In order to guarantee the training stability, we selected the object function of the Wasserstein GAN [50]. The loss used to optimize the generator module is defined as follows:

$$L_{gen}=-{\mathbb{E}}_{z\sim \mathcal{Z}}\left[D\left(G\left(z\right)\right)\right],$$

(4)

where G and D represent the generator module and discriminator module, respectively. $z\in \mathcal{N}(\mathbf{0},I)$ represents a noise that is from a normal distribution $\mathcal{Z}$. The loss of the discriminator module is defined as follows:

$$\begin{array}{cc}\hfill L_{disc}=& {\mathbb{E}}_{z\sim \mathcal{Z}}\left[D\left(G\left(z\right)\right)\right]-{\mathbb{E}}_{x\sim \mathcal{R}}\left[D\left(x\right)\right]\hfill \\ \hfill & +{\lambda }_{gp}{\mathbb{E}}_{\widehat{x}}\left[{\left({∥{\nabla }_{\widehat{x}}D\left(\widehat{x}\right)∥}_2-1\right)}^2\right],\hfill \end{array}$$

(5)

where $\widehat{x}$ is sampled from the line segments between real point sets x and generated fake point sets $G\left(z\right)$. R represents the distribution of real point sets. To prevent collapse during the training process, we utilized a gradient penalty to satisfy the 1-Lipschitz condition, where ${\lambda }_{gp}$ is a parameter that controls the weight of the gradient penalty.

3.5. Nearest Neighbor Mutual Exclusion Loss

In the course of the experiment, we found that the point clouds generated by TreeGCN have a non-uniform distribution. However, both the EMD loss and GAN loss have no supervision on the point distribution uniformity; moreover, as aforementioned, existing uniformity losses are inapplicable for training a GAN. Hence, we propose the NNME loss, which has a weak constraint on the point distribution uniformity when training the BI-Net in the reverse direction. Similar to like charges repelling, the NNME loss attempts to make points that are too close mutually exclusive. However, the mutual exclusion should not be too strong; otherwise, the distribution of points will be too dispersed and the BI-Net will face difficulty in generating meaningful shapes. In order to balance the mutual exclusion and the underlying shape, the NNME loss only calculates the distance of each point’s nearest neighbor, rather than reject more points. Instead of restricting the point-to-point distance as strictly as the repulsion loss, the NNME loss calculates the variance of these distances to prevent excessive differences in the strength of the mutual exclusion forces at different points. And this make NNME a much weaker constraint on the point distribution.

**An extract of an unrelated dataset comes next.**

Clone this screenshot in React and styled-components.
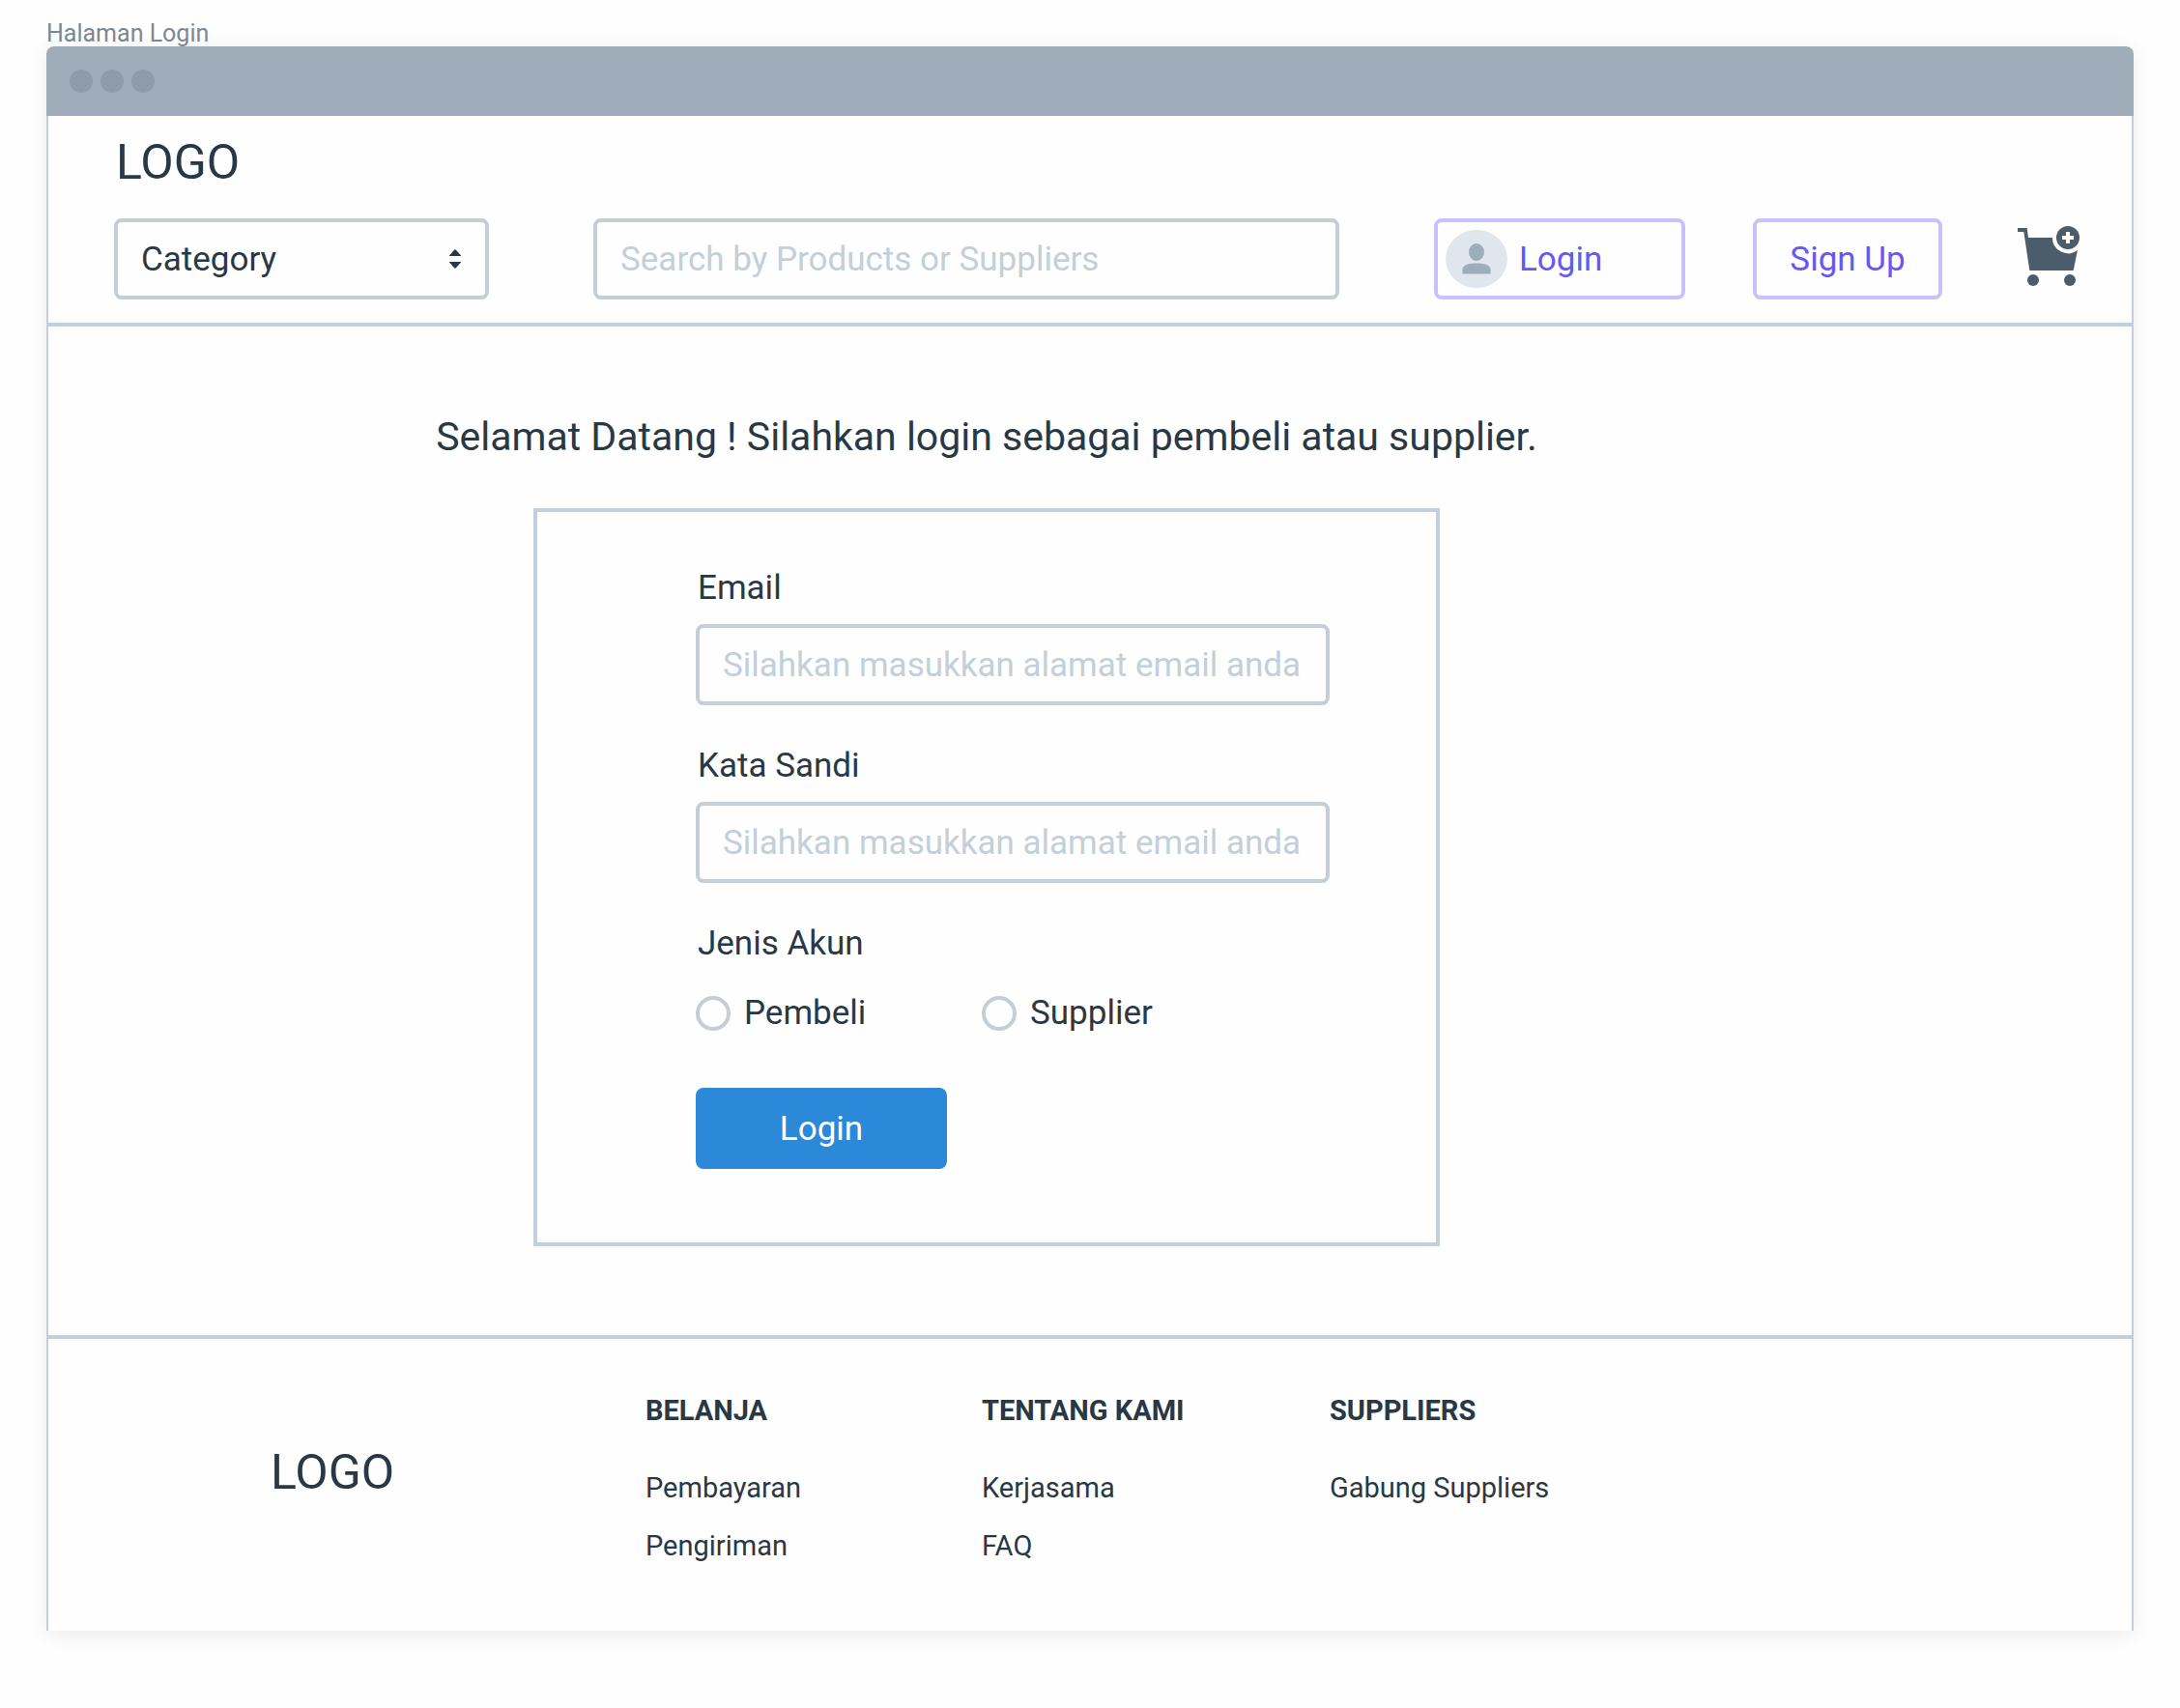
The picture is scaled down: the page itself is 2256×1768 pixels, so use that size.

Ultimately, the NNME loss makes the points in a point cloud distribute more uniformly by distancing each point from its nearest point and reducing the variance of this distance. When training in the GAN phase, we selected the minimum distances in each generated fake point cloud. The selection process is shown in Figure 6. Supposing that there is a shape with 2048 points, in the first step, we randomly select one point and find its nearest neighbor and then save the distance between them in a Minimum Distance Bank and offline the first point. In the second step, the goal is to find the nearest neighbor of the point that is the nearest neighbor point in the first step and to save the minimum distance in the bank. We repeat this process until there are no points left. At this time, all the minimum distances are stored in the Minimum Distance Bank. The variance of all minimum distances stored in the Minimum Distance Bank is calculated as the NNME loss:

$$L_{NNME}=\frac{\sum {(d-\overline{d})}^2}{n},$$

(6)

where d is the distance saved in the Minimum Distance Bank, and $\overline{d}$ is the mean value of the distances, while n is the number of distances. Finally, the full objective function that we apply to optimize the generator module combines both the GAN loss and NNME loss as follows:

$$L_G=L_{gen}+\lambda L_{NNME},$$

(7)

where $\lambda$ is a hyperparameter controlling the weight of the NNME loss.

The training algorithm of the BI-Net in two directions is shown in Algorithm 1. The collaborative learning is implemented through alternate forward propagation and the optimization of the GAN and AE. The BI-Net will first be optimized with the reconstruction loss $L_{rec}$ in the forward direction. In the reverse direction, the BI-Net will be optimized with the generation loss $L_G$ and the discrimination loss $L_{disc}$.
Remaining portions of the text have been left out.